I went to school for music and not visual arts and did a lot of production work where I soaked up just about everything I could get my hands on about digital audio.  I could write for days about how different aspects of the digital/analog battle in audio correlates to the digital/film battle in photography, but for the moment we'll keep it to one facet, and that's dither.

The process of analog to digital conversion in audio is much like a A/D converter in a camera.  Most importantly in that the louder or brighter the signal, the more information that is used to capture it.  So in audio that means that really quiet things down near the noise floor tend to flirt between being on or being off. For example, if the scale of loudness, for the sake of our conversation, goes from 1-100 (100 being clipping) then there will be some really really quiet sounds (or overtones and harmonics within other sounds) that sometimes register a 1 and sometimes register a 0.  Basically coming in and out of existence as far as the recording goes.  This shows itself as all kinds of low level distortions and some people say it's audible, blah blah blah.

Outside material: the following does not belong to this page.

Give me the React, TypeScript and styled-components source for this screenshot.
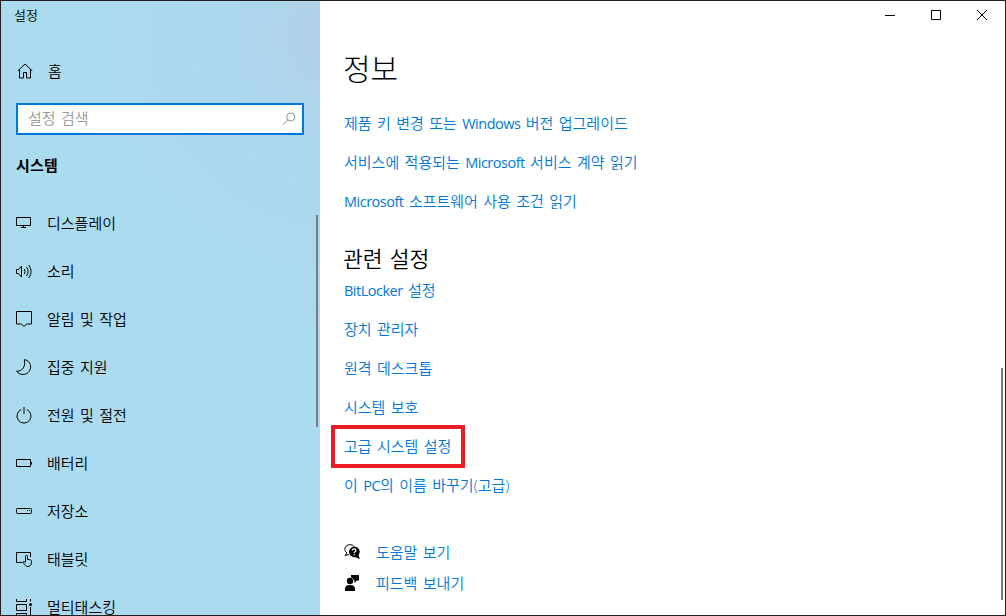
import type { ReactNode } from "react";
import styled, { createGlobalStyle } from "styled-components";

const navItems: { label: string; icon: ReactNode }[] = [
  {
    label: "디스플레이",
    icon: (
      <>
        <path d="M2.5 4.5h14v8h-14z" />
        <path d="M9.5 13v1.5M7 14.5h5" />
      </>
    ),
  },
  {
    label: "소리",
    icon: (
      <>
        <path d="M2.5 8.5h2l3-3.500v11l-3-3.500h-2z" />
        <path d="M10.300 8q1.600 2.500 0 5M12.500 6q3.200 4.500 0 9M14.800 4q4.600 6.500 0 13" />
      </>
    ),
  },
  {
    label: "알림 및 작업",
    icon: <path d="M2.500 2.500h15v12.500h-5l-2.500 2.500-2.500-2.500h-5z" />,
  },
  {
    label: "집중 지원",
    icon: <path d="M10.300 2.600C14.300 3.100 16.800 6.300 16.600 10.200C16.300 14.600 12.700 17.600 8.800 17.500C6.200 17.400 4 16.300 2.600 14.200C8.500 14.500 12 9 10.300 2.600z" />,
  },
  {
    label: "전원 및 절전",
    icon: (
      <>
        <path d="M7.300 4.600A7 7 0 1 0 12.700 4.600" />
        <path d="M10 2v7" />
      </>
    ),
  },
  {
    label: "배터리",
    icon: (
      <>
        <path d="M2.500 6.500h14v7h-14z" />
        <path d="M17.500 9v2.500" />
      </>
    ),
  },
  {
    label: "저장소",
    icon: (
      <>
        <rect x="2.500" y="7.500" width="15" height="5" rx="0.800" />
        <path d="M13 9.500h1M15 9.500h1" />
      </>
    ),
  },
  {
    label: "태블릿",
    icon: (
      <>
        <path d="M8.500 13.500h-6v-10h14V8" />
        <path d="M11.500 13V7.300c0-1.400 2-1.400 2 0V10.500c2.500 0 4 .3 4 2 0 3-.8 5-3.500 5-2.200 0-3.200-1.300-4.800-4-.5-1 .8-1.600 2.300.2" />
      </>
    ),
  },
  {
    label: "멀티태스킹",
    icon: (
      <>
        <path d="M2.500 2v2.500h10V2M2.500 7.500h10v6h-10zM2.500 18v-1.500h10V18M16.500 2v2.500M16.500 10v8" />
        <circle cx="16.500" cy="7.500" r="1.500" fill="#000" stroke="none" />
      </>
    ),
  },
];

const productLinks = [
  "제품 키 변경 또는 Windows 버전 업그레이드",
  "서비스에 적용되는 Microsoft 서비스 계약 읽기",
  "Microsoft 소프트웨어 사용 조건 읽기",
];

const relatedLinks = [
  "BitLocker 설정",
  "장치 관리자",
  "원격 데스크톱",
  "시스템 보호",
  "고급 시스템 설정",
  "이 PC의 이름 바꾸기(고급)",
];

const HIGHLIGHTED = "고급 시스템 설정";

// Latin words are set a little tighter than the Hangul around them
function MixedText({ text }: { text: string }) {
  return text
    .split(/([A-Za-z]+)/)
    .map((part, i) => (i % 2 === 1 ? <Latin key={i}>{part}</Latin> : part));
}

export default function App() {
  return (
    <>
      <GlobalStyle />
      <Window>
        <Sidebar>
          <WindowTitle>설정</WindowTitle>
          <HomeRow>
            <Icon viewBox="0 0 20 20">
              <path d="M2.800 9.800L10 3l7.200 6.800M4.500 8.500v8.500h4v-5.500h3v5.500h4V8.500" />
            </Icon>
            홈
          </HomeRow>
          <SearchBox>
            <SearchInput placeholder="설정 검색" aria-label="설정 검색" />
            <SearchIcon viewBox="0 0 14 14">
              <circle cx="8.700" cy="5" r="4" />
              <path d="M5.800 7.900L1 12.700" />
            </SearchIcon>
          </SearchBox>
          <SectionName>시스템</SectionName>
          <NavList>
            {navItems.map((item) => (
              <NavItem key={item.label}>
                <Icon viewBox="0 0 20 20">{item.icon}</Icon>
                {item.label}
              </NavItem>
            ))}
          </NavList>
          <ScrollThumb $top={214} $height={212} $right={2} />
        </Sidebar>

        <Content>
          <WindowControls>
            <ControlButton aria-label="Minimize">
              <svg width="12" height="12" viewBox="0 0 12 12">
                <path d="M1 6.500h10" />
              </svg>
            </ControlButton>
            <ControlButton aria-label="Maximize">
              <svg width="12" height="12" viewBox="0 0 12 12">
                <path d="M1.500 1.500h9v9h-9z" />
              </svg>
            </ControlButton>
            <ControlButton aria-label="Close">
              <svg width="12" height="12" viewBox="0 0 12 12">
                <path d="M1 1l10 10M11 1L1 11" />
              </svg>
            </ControlButton>
          </WindowControls>

          <PageTitle>정보</PageTitle>
          <LinkList>
            {productLinks.map((label) => (
              <LinkRow key={label}>
                <SettingLink href="#">
                  <MixedText text={label} />
                </SettingLink>
              </LinkRow>
            ))}
          </LinkList>

          <GroupTitle>관련 설정</GroupTitle>
          <LinkList>
            {relatedLinks.map((label) => (
              <LinkRow key={label}>
                <SettingLink href="#">
                  <MixedText text={label} />
                  {label === HIGHLIGHTED && <Highlight />}
                </SettingLink>
              </LinkRow>
            ))}
          </LinkList>

          <Support>
            <SupportRow>
              <SupportIcon viewBox="0 0 16 16">
                <path
                  d="M3 9C.2 7 .2 3.300 3 1.500c2.300-1.500 5.500-1 7 1M3 9L1 11.500l4-1"
                  fill="none"
                  stroke="#000"
                />
                <path d="M10 2.500a5.700 5.300 0 0 1 4.600 8.400l1.200 4.300-4-1.900A5.700 5.300 0 1 1 10 2.500z" />
                <path
                  d="M8.300 6.500c0-2.300 3.600-2.200 3.600 0 0 1.300-1.800 1.400-1.800 2.800M10.100 10.300v1.200"
                  fill="none"
                  stroke="#fff"
                  strokeWidth="1.200"
                />
              </SupportIcon>
              <SettingLink href="#">도움말 보기</SettingLink>
            </SupportRow>
            <SupportRow>
              <SupportIcon viewBox="0 0 16 16">
                <path d="M7 0h8v5.500h-2L10.500 8V5.500H10A4.200 4.200 0 0 0 7 2.200z" />
                <circle cx="6" cy="6" r="3.200" />
                <path d="M1 16v-2.500C1 11 3 10 6 10s5 1 5 3.500V16z" />
              </SupportIcon>
              <SettingLink href="#">피드백 보내기</SettingLink>
            </SupportRow>
          </Support>
          <ScrollThumb $top={367} $height={232} $right={2} />
        </Content>
      </Window>
    </>
  );
}

const GlobalStyle = createGlobalStyle`
  * {
    box-sizing: border-box;
  }

  body {
    margin: 0;
    overflow: hidden;
    font-family: "Open Sans", "Noto Sans CJK KR", sans-serif;
    font-size: 15px;
    font-weight: 350;
    line-height: 20px;
    word-spacing: 1.5px;
    color: #000;
  }
`;

const Window = styled.div`
  display: flex;
  width: 1006px;
  height: 616px;
  overflow: hidden;
  border: 1px solid #231f20;
  background: #fff;
`;

const Sidebar = styled.aside`
  position: relative;
  display: flex;
  flex-direction: column;
  flex: 0 0 319px;
  background:
    radial-gradient(circle at 106% 6%, #b5cfe3 0, rgba(174, 212, 235, 0.7) 85px, transparent 300px),
    #abdbef;
`;

const WindowTitle = styled.div`
  height: 28px;
  padding: 4px 13px;
  font-size: 13px;
`;

const HomeRow = styled.div`
  display: flex;
  align-items: center;
  gap: 13px;
  height: 48px;
  margin-top: 18px;
  padding-left: 14px;
`;

const SearchBox = styled.div`
  display: flex;
  align-items: center;
  height: 32px;
  margin: 8px 16px 0 15px;
  padding: 0 6px 0 10px;
  border: 2px solid #0078d7;
  background: #fff;
`;

const SearchInput = styled.input`
  flex: 1;
  min-width: 0;
  padding: 0 0 2px;
  border: 0;
  outline: 0;
  background: transparent;
  font: inherit;
  word-spacing: inherit;

  &::placeholder {
    color: #999;
  }
`;

const SectionName = styled.div`
  margin-top: 20px;
  padding-left: 15px;
  font-weight: 700;
  letter-spacing: 0.2px;
`;

const NavList = styled.nav`
  flex: 1;
  min-height: 0;
  margin-top: 24px;
  overflow: hidden;
`;

const NavItem = styled.div`
  display: flex;
  align-items: center;
  gap: 13px;
  height: 48px;
  padding-left: 13px;
`;

const Icon = styled.svg`
  flex: none;
  width: 20px;
  height: 20px;
  fill: none;
  stroke: #000;
  stroke-width: 1;
`;

const SearchIcon = styled(Icon)`
  width: 14px;
  height: 14px;
  stroke: #909090;
`;

const ScrollThumb = styled.div<{ $top: number; $height: number; $right: number }>`
  position: absolute;
  top: ${({ $top }) => $top}px;
  right: ${({ $right }) => $right}px;
  width: 2px;
  height: ${({ $height }) => $height}px;
  background: #7a7a7a;
`;

const Content = styled.main`
  position: relative;
  flex: 1;
  padding-left: 24px;
`;

const WindowControls = styled.div`
  display: flex;
  justify-content: flex-end;
  height: 28px;
`;

const ControlButton = styled.button`
  display: flex;
  align-items: center;
  justify-content: center;
  width: 46px;
  padding: 0;
  border: 0;
  background: transparent;

  svg {
    fill: none;
    stroke: #000;
  }
`;

const PageTitle = styled.h1`
  margin: 20px 0 14px -1px;
  font-size: 30px;
  font-weight: 300;
  line-height: 40px;
`;

const LinkList = styled.div`
  display: flex;
  flex-direction: column;
`;

const LinkRow = styled.div`
  display: flex;
  align-items: center;
  height: 39px;
`;

const SettingLink = styled.a`
  position: relative;
  color: #0078d7;
  text-decoration: none;
  white-space: nowrap;
`;

const Latin = styled.span`
  font-size: 14.5px;
  font-weight: 400;
  line-height: 0;
  letter-spacing: -0.5px;
`;

const Highlight = styled.span`
  position: absolute;
  inset: -11px -14px -12px -13px;
  border: 4px solid #ed1c24;
`;

const GroupTitle = styled.h2`
  margin: 23px 0 -5px -1px;
  font-size: 21.5px;
  font-weight: 350;
  line-height: 32px;
`;

const Support = styled.div`
  margin-top: 32px;
`;

const SupportRow = styled.div`
  display: flex;
  align-items: center;
  gap: 16px;
  height: 31px;
`;

const SupportIcon = styled.svg`
  flex: none;
  width: 16px;
  height: 16px;
`;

The point is that recording people decided a long time ago that if you added really quiet noise to the signal, those quiet sounds wouldn't go from on to off, but would rather go from audible to being lost in this very quiet noise floor which sounds much like hiss on an analog tape (remember that stuff?)  The crazy thing is that listening tests showed that adding this noise, or dither, actually made the recordings sound better, even though technically, you were making them less perfect.

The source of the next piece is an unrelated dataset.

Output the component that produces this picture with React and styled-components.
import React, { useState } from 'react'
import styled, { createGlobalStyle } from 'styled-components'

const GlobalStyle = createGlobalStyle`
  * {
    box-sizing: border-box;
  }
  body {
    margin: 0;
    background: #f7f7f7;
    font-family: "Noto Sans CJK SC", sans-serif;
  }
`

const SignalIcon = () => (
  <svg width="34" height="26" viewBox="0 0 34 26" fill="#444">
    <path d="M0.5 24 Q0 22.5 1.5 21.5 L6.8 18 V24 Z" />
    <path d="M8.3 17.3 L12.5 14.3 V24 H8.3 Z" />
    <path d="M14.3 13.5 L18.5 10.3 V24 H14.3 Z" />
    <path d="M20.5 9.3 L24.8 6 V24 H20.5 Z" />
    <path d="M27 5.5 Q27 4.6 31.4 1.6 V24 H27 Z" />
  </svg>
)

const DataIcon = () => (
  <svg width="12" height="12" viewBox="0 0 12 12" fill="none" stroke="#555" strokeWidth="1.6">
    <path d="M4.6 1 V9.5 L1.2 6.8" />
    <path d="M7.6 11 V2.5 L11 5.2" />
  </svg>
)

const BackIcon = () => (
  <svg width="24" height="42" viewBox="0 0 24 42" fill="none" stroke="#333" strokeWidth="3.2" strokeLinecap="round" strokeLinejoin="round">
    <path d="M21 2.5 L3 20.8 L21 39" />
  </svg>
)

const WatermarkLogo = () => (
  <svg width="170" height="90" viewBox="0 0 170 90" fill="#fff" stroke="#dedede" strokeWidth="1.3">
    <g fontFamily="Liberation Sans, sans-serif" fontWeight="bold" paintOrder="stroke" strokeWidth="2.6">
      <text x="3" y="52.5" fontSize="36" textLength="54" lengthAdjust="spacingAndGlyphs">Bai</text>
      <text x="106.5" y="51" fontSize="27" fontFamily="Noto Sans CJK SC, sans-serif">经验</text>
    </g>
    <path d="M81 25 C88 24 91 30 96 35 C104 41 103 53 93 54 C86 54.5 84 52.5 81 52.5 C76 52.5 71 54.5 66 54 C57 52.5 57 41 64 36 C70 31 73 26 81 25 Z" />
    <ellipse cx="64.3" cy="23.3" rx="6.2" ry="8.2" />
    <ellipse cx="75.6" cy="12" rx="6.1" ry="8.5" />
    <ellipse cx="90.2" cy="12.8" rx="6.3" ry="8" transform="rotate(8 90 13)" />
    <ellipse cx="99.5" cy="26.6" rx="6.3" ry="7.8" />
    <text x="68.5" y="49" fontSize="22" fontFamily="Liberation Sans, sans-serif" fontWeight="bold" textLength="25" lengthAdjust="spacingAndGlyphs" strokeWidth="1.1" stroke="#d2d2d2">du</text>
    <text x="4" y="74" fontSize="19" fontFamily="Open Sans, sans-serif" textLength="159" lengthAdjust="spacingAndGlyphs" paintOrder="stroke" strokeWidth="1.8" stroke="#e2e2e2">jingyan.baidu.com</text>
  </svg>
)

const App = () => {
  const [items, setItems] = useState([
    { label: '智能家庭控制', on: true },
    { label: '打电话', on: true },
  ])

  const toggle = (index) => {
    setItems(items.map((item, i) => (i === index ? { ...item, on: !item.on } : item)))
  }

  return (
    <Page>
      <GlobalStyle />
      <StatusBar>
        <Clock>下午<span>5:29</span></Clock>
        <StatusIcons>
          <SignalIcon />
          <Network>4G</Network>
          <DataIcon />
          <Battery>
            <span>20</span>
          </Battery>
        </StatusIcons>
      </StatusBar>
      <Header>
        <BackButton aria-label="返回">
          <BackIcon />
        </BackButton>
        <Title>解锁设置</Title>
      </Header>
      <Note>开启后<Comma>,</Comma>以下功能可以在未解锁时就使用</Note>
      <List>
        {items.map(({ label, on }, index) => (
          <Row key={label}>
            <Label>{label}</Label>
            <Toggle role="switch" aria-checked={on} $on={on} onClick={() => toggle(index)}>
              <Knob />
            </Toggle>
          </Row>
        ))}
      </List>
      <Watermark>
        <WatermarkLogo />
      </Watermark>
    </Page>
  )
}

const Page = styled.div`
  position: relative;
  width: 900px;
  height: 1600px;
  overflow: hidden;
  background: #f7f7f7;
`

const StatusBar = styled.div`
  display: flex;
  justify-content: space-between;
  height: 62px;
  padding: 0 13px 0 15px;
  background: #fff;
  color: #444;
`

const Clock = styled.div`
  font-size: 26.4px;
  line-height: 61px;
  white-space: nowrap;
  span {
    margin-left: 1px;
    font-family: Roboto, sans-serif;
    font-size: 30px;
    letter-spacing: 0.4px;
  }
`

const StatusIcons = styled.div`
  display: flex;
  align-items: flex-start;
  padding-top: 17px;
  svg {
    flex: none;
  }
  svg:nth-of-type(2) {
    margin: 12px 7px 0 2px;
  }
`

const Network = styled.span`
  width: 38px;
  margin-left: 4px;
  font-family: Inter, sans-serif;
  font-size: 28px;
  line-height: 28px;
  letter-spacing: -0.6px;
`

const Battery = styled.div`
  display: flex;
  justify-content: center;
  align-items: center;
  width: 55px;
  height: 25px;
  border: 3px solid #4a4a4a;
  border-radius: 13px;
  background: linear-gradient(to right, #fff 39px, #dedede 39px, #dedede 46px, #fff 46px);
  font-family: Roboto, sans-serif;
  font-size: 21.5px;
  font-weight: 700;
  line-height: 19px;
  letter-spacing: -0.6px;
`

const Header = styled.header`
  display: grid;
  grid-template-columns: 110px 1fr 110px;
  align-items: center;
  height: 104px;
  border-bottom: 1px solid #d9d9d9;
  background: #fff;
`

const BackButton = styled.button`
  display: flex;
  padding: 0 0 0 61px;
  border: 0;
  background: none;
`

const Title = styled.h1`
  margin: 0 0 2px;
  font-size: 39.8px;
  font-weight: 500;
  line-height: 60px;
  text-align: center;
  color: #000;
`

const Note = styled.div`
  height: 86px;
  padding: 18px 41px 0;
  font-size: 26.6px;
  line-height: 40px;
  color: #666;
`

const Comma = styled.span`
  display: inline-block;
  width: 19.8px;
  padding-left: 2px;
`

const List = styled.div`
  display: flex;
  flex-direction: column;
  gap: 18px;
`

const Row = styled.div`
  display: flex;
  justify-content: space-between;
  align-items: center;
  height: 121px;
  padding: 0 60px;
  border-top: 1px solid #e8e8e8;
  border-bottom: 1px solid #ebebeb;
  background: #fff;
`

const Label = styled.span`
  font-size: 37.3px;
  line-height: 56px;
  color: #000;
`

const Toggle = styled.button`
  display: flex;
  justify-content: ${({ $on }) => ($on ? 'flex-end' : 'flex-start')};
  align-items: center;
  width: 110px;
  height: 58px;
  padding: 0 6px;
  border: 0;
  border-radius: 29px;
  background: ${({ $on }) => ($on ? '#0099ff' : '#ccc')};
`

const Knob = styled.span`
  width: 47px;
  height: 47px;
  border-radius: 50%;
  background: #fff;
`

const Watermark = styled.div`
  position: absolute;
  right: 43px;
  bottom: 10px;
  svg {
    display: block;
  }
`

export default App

So, how does this effect photography.  Well I guess is does in two ways.  The 1 to 1 corresponding  effect would be to add grain to a digital images which has a lot of dark tones which have "blocked up".  That is, that there aren't enough numbers in the data to describe enough levels in the darkest stop of the image right next to black.  By adding grain, you'll make the transitions between those levels less noticeable because the differences will get lost in the randomness of the noise pattern instead of being an obvious line between black and one level above black.  You might be losing ultimate image quality, but you'll end up with a more visually appealing photograph to the viewer.

But after all that explanation, that's not how I've been using the film grain lately.  Mostly I'm using it to hide my mistakes, primarily in skin.  Using the clone tool and healing brushes most of us can handle a few blemishes and wrinkles. But if the need for cloning is extensive or you've got to clone out a big chunk of hair from in front of someone's face, it's not as easy to make it look natural and blend with the skin around it in a believable way.  Film grain to the rescue. By adding the grain you're bringing back some of the texture that too much 25% opacity cloning can smudge, as well as blend different work areas into each other.  Plus, I think that our eyes do find film grain a pleasing artifact.